I came across this excerpt.
I was an awkward child. My principle interests consisted of Dungeons and Dragons and the vivid fantasy world I inhabited. These were related but distinct. My fascination with Dungeons and Dragons revolved around designing and populating adventure scenarios rather than actually enacting those scenarios with others, which was always an exercise in disappointment. The fantasy world, on the other hand, stemmed from imagined re-enactments of daily life, which became imagined acts generally, then developed into a vast, personal mythology in the order of Walter Mitty. This isn’t to say that I didn’t have friends, I certainly did, but there was always an element of distance. I was focused inward to an alarming degree, a fact which school pictures from this period bear out. Here was a boy who paid literally no attention whatsoever to his appearance. My hair was maintained rather than styled, evoking a median or park hedge. My clothing was accumulated rather than chosen and begged for peer disapproval. Amongst my fellow students I was quiet, but not too quiet; studious, but not too studious. I cultivated the role of spectator. I was forgettable.
For whatever reason, Mrs. E had divided the class into two or three groups, I can’t remember, and each had read a different book. Each group took turns gathering with the teacher to discuss what they had read. My group had been assigned To Kill a Mockingbird. There was a strict lesson plan. She’s called Scout because she’s like a scout and she’s exploring new ideas. Every name had some godawful, heavy-handed symbolism behind it, and this infuriated me. I couldn’t let it go. Clearly, this was the information we needed for the quiz laid out neatly. It didn’t matter and I didn’t even like this book. Karen and Paul happily fed her the clearly telegraphed responses she sought, but I demanded to know how she could make these claims. There was something base and vulgar about it, some belittling element that pulled the humming string of meaning too tightly and held it too long. I didn’t understand the source of my indignation. I was content to believe that she was stupid and unfit; unable to see what I could see. It was easy to dismiss Mrs. E on these terms as I would proceed to dismiss hundreds of others, thousands, with youthful conceit untempered by perspective or humility. I hated her and I hated my class and I hated being a drab boy in a drab place with no control over what happened around me.

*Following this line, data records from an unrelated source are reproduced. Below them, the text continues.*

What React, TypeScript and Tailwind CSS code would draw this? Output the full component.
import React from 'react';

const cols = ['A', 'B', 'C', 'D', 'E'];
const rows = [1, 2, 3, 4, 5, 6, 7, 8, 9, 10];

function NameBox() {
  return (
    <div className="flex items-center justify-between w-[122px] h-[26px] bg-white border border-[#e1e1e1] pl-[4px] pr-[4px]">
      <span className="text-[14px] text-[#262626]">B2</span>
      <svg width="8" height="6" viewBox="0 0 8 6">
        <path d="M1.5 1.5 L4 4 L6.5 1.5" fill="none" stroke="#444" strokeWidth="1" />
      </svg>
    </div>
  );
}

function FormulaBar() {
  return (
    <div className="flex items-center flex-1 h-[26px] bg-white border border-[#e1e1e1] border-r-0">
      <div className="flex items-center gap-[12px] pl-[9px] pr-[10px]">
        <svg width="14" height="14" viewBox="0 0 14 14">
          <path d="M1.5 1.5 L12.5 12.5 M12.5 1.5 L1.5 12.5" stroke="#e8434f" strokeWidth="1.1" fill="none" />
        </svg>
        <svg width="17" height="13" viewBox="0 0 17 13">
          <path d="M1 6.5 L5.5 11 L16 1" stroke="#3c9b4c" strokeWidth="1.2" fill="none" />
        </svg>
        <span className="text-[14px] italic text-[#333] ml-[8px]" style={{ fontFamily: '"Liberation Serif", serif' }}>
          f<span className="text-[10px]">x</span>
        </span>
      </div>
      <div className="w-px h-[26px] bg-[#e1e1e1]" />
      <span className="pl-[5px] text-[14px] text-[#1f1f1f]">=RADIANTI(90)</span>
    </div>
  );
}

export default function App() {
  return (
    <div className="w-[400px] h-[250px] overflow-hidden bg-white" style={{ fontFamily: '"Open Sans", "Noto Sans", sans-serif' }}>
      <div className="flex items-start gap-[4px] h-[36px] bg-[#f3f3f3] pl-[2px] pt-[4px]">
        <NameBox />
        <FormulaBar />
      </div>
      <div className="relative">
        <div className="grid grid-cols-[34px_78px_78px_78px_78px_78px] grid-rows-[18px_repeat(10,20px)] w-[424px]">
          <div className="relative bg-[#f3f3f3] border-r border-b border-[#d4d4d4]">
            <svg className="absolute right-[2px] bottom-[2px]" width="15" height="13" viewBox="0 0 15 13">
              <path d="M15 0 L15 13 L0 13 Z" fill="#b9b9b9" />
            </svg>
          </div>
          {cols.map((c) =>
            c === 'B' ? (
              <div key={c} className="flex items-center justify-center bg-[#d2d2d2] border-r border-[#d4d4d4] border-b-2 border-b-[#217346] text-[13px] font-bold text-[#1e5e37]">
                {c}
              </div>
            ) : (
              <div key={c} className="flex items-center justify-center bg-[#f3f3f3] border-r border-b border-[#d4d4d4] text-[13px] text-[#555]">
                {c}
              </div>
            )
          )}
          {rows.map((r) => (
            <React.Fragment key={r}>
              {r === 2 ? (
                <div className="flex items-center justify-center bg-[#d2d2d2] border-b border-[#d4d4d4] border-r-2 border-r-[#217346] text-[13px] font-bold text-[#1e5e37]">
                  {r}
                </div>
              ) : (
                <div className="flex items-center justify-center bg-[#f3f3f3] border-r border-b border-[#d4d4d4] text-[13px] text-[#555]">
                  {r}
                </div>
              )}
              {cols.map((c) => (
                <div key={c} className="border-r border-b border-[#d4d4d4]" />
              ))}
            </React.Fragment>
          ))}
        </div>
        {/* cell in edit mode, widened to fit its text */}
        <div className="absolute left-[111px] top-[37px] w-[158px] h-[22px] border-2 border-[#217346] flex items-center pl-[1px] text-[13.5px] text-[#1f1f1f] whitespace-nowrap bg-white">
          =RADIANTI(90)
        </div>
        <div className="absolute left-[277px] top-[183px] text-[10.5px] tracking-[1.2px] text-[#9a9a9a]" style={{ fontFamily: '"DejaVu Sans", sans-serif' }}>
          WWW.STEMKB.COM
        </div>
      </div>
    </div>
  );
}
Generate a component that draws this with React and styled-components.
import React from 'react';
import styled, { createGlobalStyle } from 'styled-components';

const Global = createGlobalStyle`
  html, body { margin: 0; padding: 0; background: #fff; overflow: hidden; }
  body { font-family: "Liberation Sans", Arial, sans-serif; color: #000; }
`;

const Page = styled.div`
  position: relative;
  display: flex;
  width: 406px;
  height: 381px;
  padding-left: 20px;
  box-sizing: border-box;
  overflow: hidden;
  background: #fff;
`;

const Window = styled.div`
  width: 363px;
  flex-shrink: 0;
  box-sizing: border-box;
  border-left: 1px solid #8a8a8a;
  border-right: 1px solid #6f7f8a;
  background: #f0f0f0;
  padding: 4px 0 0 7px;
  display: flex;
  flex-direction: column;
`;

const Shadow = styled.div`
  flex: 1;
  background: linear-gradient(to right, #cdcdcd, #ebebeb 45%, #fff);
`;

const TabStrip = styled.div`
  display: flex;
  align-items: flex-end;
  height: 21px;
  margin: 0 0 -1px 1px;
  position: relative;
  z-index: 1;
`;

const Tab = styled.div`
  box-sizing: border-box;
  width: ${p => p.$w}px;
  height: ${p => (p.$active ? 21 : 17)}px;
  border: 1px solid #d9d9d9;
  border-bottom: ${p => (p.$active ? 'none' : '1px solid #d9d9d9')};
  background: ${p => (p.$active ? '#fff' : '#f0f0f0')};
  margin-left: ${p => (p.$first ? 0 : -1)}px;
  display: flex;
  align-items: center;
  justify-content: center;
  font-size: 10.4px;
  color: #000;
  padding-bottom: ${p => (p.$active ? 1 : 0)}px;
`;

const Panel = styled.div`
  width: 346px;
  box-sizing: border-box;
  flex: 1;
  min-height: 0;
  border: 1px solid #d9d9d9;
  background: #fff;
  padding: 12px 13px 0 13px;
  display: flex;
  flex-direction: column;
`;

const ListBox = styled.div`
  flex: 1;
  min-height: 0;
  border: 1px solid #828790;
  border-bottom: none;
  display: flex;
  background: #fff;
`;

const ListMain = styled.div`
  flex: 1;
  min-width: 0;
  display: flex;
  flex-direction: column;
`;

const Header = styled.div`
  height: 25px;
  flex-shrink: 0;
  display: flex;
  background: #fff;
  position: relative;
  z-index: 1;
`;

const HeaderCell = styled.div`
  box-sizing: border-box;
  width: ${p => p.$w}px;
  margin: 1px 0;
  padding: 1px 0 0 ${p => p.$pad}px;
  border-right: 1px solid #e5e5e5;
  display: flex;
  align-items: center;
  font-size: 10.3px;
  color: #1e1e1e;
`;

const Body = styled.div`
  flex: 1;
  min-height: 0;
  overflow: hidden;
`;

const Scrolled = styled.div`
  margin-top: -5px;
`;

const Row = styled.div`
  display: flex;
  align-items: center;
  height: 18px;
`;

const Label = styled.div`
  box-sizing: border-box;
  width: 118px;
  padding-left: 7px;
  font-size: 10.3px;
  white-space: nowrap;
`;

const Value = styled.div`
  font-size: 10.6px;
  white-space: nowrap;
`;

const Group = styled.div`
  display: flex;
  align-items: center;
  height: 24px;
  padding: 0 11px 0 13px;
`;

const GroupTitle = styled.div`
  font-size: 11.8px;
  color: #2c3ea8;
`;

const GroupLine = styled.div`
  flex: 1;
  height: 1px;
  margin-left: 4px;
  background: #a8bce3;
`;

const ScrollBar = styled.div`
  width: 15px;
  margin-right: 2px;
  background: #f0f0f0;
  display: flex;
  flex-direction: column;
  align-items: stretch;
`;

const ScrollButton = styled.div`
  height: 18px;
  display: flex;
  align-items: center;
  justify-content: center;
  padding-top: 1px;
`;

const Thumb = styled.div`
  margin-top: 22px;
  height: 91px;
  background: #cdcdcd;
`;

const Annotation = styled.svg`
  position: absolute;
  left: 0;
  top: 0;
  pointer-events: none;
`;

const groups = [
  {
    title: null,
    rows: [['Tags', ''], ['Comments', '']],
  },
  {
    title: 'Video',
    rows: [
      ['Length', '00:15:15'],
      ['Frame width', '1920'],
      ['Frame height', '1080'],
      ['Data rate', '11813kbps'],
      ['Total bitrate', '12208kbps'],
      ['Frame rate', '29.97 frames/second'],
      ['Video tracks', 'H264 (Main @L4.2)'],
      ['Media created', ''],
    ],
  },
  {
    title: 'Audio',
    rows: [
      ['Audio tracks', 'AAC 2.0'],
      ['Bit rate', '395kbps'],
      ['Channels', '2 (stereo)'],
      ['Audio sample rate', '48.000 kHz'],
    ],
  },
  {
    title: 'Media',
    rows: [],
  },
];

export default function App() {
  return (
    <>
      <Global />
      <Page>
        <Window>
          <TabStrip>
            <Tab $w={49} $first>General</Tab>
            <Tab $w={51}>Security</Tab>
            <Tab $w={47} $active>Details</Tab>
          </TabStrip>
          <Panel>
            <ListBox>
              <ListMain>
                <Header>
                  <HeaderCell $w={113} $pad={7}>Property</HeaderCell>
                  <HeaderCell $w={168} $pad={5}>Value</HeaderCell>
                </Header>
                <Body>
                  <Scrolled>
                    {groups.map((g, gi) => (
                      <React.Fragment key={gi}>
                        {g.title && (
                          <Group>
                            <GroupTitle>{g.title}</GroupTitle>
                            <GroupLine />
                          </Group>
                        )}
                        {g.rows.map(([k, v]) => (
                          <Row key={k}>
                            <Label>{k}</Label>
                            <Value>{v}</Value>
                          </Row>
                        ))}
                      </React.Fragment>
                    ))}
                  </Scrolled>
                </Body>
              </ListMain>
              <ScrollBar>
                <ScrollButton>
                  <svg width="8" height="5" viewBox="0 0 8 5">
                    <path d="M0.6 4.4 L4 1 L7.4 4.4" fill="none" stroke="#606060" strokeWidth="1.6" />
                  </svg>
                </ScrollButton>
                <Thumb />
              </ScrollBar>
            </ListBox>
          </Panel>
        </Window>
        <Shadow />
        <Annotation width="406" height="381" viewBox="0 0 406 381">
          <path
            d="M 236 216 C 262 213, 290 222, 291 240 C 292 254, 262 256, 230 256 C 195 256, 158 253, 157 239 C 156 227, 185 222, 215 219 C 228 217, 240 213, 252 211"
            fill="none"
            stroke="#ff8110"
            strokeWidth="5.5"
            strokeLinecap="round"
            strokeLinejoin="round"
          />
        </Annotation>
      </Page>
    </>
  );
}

It is tempting to engage such memories armed with the vocabulary of critical theory, but that would solve nothing. Such description is a violation somehow; an act of confinement in which a live, formless thing is conquered and made to die. I struggle with how to logically conclude about this experience, which though not particularly important in my life is nonetheless representative of many such moments. I want to say that what Mrs. E was doing, passing tidy judgment on Harper Lee’s fantasy, represented a very real threat to the imaginative core that fueled me and maybe draw some larger parallel. What I do know for certain is that, many years later, I still remember this room and I remember this day and I am still wary of explanations about literature.